Kamenew,
L. B. (geb. 1883) – In
der sozialdemokratischen Organisation seit 1901; 1902 bei einer
Studentendemonstration in Moskau zum ersten Male verhaftet. Nach der
Parteispaltung 1903 bei den Bolschewiki. Teilnehmer des 3. und 5.
Parteitags. Nach Verhaftung in Petersburg 1908 fährt K. ins Ausland,
wo er der Redaktion des bolschewistischen Zentralorgans „Proletari"
angehört und am „Sozialdemokrat" mitarbeitet.
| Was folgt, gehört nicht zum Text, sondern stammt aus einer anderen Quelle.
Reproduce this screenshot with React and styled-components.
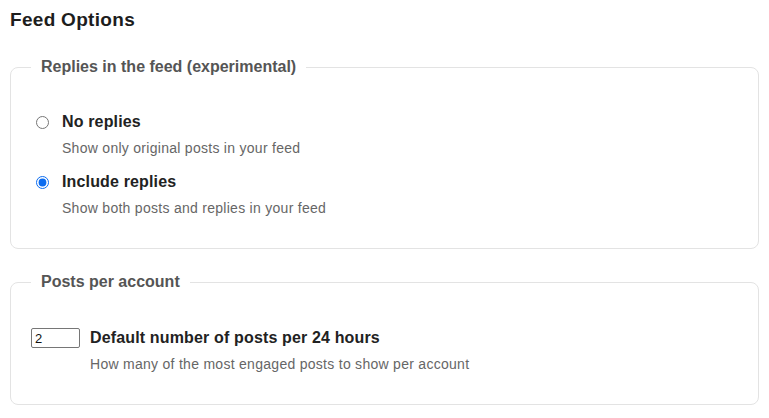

Anfang 1914 vom
ZK. zur Leitung der Arbeit der Dumafraktion und zur Redigierung der
„Prawda" nach Russland kommandiert; auf einer gemeinsamen
Konferenz der bolschewistischen Dumafraktion und der Vertreter der
Parteiorganisationen verhaftet und zusammen mit fünf Abgeordneten
nach Sibirien verschickt. Nach der Februar-Revolution kehrt K. nach
Petrograd zurück und tritt in die Redaktion der „Prawda" ein.
Auf der Allrussischen April-Konferenz von 1917, auf der er gegen die
„Thesen" Lenins auftritt, wird K. zum Mitglied des ZK.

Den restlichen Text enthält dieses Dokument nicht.